> [INSTRUCTION] Extract every line that contains the string "styles".

> [DATA TO USE]

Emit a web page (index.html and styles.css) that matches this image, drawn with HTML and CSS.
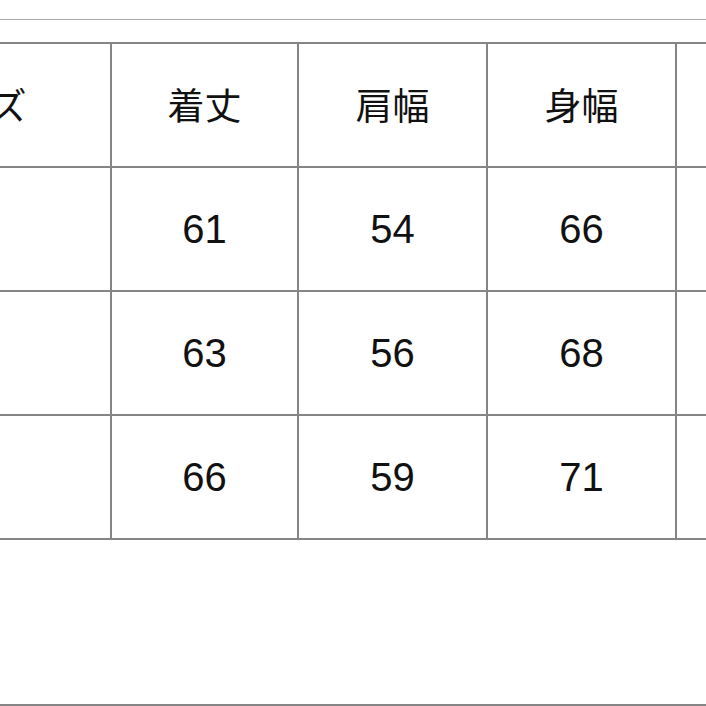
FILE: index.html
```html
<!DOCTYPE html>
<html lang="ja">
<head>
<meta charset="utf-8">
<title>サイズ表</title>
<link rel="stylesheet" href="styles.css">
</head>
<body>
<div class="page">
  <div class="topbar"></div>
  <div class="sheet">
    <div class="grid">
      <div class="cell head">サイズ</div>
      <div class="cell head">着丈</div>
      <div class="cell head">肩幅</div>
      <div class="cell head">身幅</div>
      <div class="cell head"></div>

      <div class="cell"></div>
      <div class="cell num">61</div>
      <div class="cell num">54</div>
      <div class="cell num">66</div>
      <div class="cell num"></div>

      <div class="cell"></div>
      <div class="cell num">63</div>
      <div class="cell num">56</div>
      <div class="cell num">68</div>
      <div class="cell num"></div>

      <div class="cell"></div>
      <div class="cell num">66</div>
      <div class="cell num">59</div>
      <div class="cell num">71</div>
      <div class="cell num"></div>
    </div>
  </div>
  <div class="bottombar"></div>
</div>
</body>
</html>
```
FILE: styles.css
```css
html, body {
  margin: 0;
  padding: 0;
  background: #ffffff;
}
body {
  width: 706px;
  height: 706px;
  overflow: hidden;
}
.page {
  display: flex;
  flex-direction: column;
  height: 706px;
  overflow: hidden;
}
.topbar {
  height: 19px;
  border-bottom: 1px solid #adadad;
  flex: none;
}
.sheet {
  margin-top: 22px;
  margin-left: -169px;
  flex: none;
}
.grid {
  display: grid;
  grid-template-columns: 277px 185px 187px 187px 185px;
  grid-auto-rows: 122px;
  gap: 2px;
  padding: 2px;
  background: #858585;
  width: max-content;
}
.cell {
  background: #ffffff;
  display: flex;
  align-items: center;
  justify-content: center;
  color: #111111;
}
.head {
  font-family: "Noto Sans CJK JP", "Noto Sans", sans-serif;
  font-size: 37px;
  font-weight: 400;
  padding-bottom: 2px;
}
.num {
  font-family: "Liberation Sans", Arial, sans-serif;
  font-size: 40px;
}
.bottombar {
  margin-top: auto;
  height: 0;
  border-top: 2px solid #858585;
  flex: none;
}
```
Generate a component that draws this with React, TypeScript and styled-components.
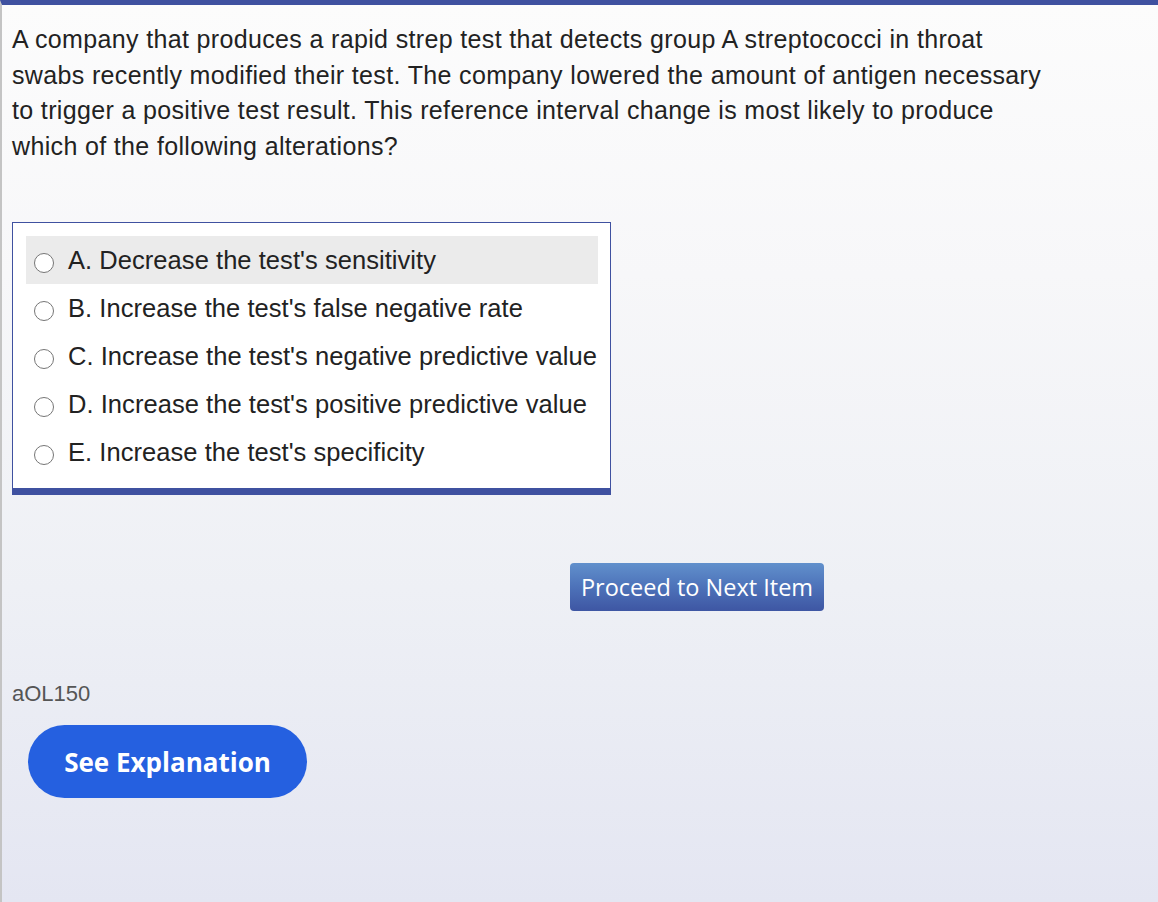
==
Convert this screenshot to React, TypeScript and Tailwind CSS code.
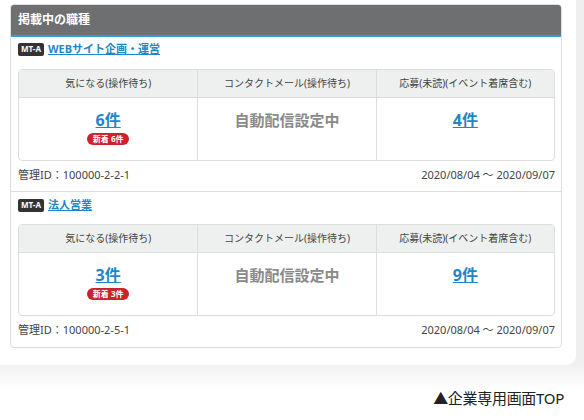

> [THE RESULT]
Emit a web page (index.html and styles.css) that matches this image, drawn with HTML and CSS.
<link rel="stylesheet" href="styles.css">
FILE: styles.css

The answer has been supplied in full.